### Your task
Take the material below and retype it in full; pictures are left out.
⟨
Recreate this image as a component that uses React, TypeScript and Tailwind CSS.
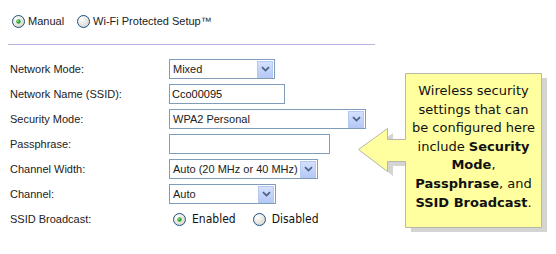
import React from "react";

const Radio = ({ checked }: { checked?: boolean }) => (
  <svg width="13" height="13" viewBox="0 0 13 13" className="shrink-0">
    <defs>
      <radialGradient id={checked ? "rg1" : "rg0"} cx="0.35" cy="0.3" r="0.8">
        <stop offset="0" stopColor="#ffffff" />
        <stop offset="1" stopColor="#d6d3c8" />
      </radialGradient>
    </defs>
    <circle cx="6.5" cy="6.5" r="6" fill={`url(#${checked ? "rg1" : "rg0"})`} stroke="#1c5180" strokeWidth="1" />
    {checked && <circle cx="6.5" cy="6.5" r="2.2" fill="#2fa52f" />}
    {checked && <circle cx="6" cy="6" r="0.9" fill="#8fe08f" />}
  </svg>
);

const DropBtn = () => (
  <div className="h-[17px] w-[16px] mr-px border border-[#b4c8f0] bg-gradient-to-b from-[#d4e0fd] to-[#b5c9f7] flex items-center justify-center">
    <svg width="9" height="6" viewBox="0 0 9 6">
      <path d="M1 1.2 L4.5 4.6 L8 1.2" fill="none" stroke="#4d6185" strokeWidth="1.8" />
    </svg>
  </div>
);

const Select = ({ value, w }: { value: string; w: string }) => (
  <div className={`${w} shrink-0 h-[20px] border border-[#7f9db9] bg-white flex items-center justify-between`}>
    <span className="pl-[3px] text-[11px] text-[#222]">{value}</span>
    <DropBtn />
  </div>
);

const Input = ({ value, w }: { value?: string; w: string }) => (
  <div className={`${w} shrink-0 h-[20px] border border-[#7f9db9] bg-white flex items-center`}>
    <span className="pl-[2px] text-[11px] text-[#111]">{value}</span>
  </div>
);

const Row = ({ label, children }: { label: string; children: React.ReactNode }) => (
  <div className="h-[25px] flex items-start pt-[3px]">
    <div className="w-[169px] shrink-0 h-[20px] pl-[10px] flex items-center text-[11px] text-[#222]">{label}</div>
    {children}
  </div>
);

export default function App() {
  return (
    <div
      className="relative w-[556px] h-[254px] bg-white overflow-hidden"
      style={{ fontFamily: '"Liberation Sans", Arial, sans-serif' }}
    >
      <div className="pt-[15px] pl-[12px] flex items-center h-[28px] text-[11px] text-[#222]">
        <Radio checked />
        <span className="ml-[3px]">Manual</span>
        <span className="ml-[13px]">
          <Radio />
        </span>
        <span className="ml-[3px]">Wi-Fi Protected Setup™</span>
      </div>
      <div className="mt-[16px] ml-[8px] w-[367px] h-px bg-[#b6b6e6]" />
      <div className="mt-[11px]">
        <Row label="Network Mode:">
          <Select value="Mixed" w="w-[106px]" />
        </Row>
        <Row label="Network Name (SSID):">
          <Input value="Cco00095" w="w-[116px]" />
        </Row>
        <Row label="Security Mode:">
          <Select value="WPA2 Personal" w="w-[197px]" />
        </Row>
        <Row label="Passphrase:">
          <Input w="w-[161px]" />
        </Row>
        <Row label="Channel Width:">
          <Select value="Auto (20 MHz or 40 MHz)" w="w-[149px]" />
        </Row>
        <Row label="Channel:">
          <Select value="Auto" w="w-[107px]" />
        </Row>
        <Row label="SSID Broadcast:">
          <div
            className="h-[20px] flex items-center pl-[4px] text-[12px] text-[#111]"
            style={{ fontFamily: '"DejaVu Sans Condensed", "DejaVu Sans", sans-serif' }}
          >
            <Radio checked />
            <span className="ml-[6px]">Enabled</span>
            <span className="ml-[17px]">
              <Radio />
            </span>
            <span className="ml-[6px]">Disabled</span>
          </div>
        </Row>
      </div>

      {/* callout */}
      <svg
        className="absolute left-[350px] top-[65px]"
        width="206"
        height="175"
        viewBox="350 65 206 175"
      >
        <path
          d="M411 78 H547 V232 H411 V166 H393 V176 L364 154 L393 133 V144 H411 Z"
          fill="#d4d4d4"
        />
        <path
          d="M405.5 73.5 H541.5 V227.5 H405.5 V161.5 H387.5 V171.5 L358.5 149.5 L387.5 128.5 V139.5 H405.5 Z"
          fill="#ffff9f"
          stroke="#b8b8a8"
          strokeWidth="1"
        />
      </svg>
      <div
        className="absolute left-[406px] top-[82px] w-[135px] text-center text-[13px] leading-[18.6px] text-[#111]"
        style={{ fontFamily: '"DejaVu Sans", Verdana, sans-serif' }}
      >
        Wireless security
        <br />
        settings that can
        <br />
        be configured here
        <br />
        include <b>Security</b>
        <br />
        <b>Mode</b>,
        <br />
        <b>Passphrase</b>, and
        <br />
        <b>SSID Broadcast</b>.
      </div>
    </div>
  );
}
⟩
### Response below
Recreate this image as a component that uses React, TypeScript and Tailwind CSS.
import React from "react";

const Radio = ({ checked }: { checked?: boolean }) => (
  <svg width="13" height="13" viewBox="0 0 13 13" className="shrink-0">
    <defs>
      <radialGradient id={checked ? "rg1" : "rg0"} cx="0.35" cy="0.3" r="0.8">
        <stop offset="0" stopColor="#ffffff" />
        <stop offset="1" stopColor="#d6d3c8" />
      </radialGradient>
    </defs>
    <circle cx="6.5" cy="6.5" r="6" fill={`url(#${checked ? "rg1" : "rg0"})`} stroke="#1c5180" strokeWidth="1" />
    {checked && <circle cx="6.5" cy="6.5" r="2.2" fill="#2fa52f" />}
    {checked && <circle cx="6" cy="6" r="0.9" fill="#8fe08f" />}
  </svg>
);

const DropBtn = () => (
  <div className="h-[17px] w-[16px] mr-px border border-[#b4c8f0] bg-gradient-to-b from-[#d4e0fd] to-[#b5c9f7] flex items-center justify-center">
    <svg width="9" height="6" viewBox="0 0 9 6">
      <path d="M1 1.2 L4.5 4.6 L8 1.2" fill="none" stroke="#4d6185" strokeWidth="1.8" />
    </svg>
  </div>
);

const Select = ({ value, w }: { value: string; w: string }) => (
  <div className={`${w} shrink-0 h-[20px] border border-[#7f9db9] bg-white flex items-center justify-between`}>
    <span className="pl-[3px] text-[11px] text-[#222]">{value}</span>
    <DropBtn />
  </div>
);

const Input = ({ value, w }: { value?: string; w: string }) => (
  <div className={`${w} shrink-0 h-[20px] border border-[#7f9db9] bg-white flex items-center`}>
    <span className="pl-[2px] text-[11px] text-[#111]">{value}</span>
  </div>
);

const Row = ({ label, children }: { label: string; children: React.ReactNode }) => (
  <div className="h-[25px] flex items-start pt-[3px]">
    <div className="w-[169px] shrink-0 h-[20px] pl-[10px] flex items-center text-[11px] text-[#222]">{label}</div>
    {children}
  </div>
);

export default function App() {
  return (
    <div
      className="relative w-[556px] h-[254px] bg-white overflow-hidden"
      style={{ fontFamily: '"Liberation Sans", Arial, sans-serif' }}
    >
      <div className="pt-[15px] pl-[12px] flex items-center h-[28px] text-[11px] text-[#222]">
        <Radio checked />
        <span className="ml-[3px]">Manual</span>
        <span className="ml-[13px]">
          <Radio />
        </span>
        <span className="ml-[3px]">Wi-Fi Protected Setup™</span>
      </div>
      <div className="mt-[16px] ml-[8px] w-[367px] h-px bg-[#b6b6e6]" />
      <div className="mt-[11px]">
        <Row label="Network Mode:">
          <Select value="Mixed" w="w-[106px]" />
        </Row>
        <Row label="Network Name (SSID):">
          <Input value="Cco00095" w="w-[116px]" />
        </Row>
        <Row label="Security Mode:">
          <Select value="WPA2 Personal" w="w-[197px]" />
        </Row>
        <Row label="Passphrase:">
          <Input w="w-[161px]" />
        </Row>
        <Row label="Channel Width:">
          <Select value="Auto (20 MHz or 40 MHz)" w="w-[149px]" />
        </Row>
        <Row label="Channel:">
          <Select value="Auto" w="w-[107px]" />
        </Row>
        <Row label="SSID Broadcast:">
          <div
            className="h-[20px] flex items-center pl-[4px] text-[12px] text-[#111]"
            style={{ fontFamily: '"DejaVu Sans Condensed", "DejaVu Sans", sans-serif' }}
          >
            <Radio checked />
            <span className="ml-[6px]">Enabled</span>
            <span className="ml-[17px]">
              <Radio />
            </span>
            <span className="ml-[6px]">Disabled</span>
          </div>
        </Row>
      </div>

      {/* callout */}
      <svg
        className="absolute left-[350px] top-[65px]"
        width="206"
        height="175"
        viewBox="350 65 206 175"
      >
        <path
          d="M411 78 H547 V232 H411 V166 H393 V176 L364 154 L393 133 V144 H411 Z"
          fill="#d4d4d4"
        />
        <path
          d="M405.5 73.5 H541.5 V227.5 H405.5 V161.5 H387.5 V171.5 L358.5 149.5 L387.5 128.5 V139.5 H405.5 Z"
          fill="#ffff9f"
          stroke="#b8b8a8"
          strokeWidth="1"
        />
      </svg>
      <div
        className="absolute left-[406px] top-[82px] w-[135px] text-center text-[13px] leading-[18.6px] text-[#111]"
        style={{ fontFamily: '"DejaVu Sans", Verdana, sans-serif' }}
      >
        Wireless security
        <br />
        settings that can
        <br />
        be configured here
        <br />
        include <b>Security</b>
        <br />
        <b>Mode</b>,
        <br />
        <b>Passphrase</b>, and
        <br />
        <b>SSID Broadcast</b>.
      </div>
    </div>
  );
}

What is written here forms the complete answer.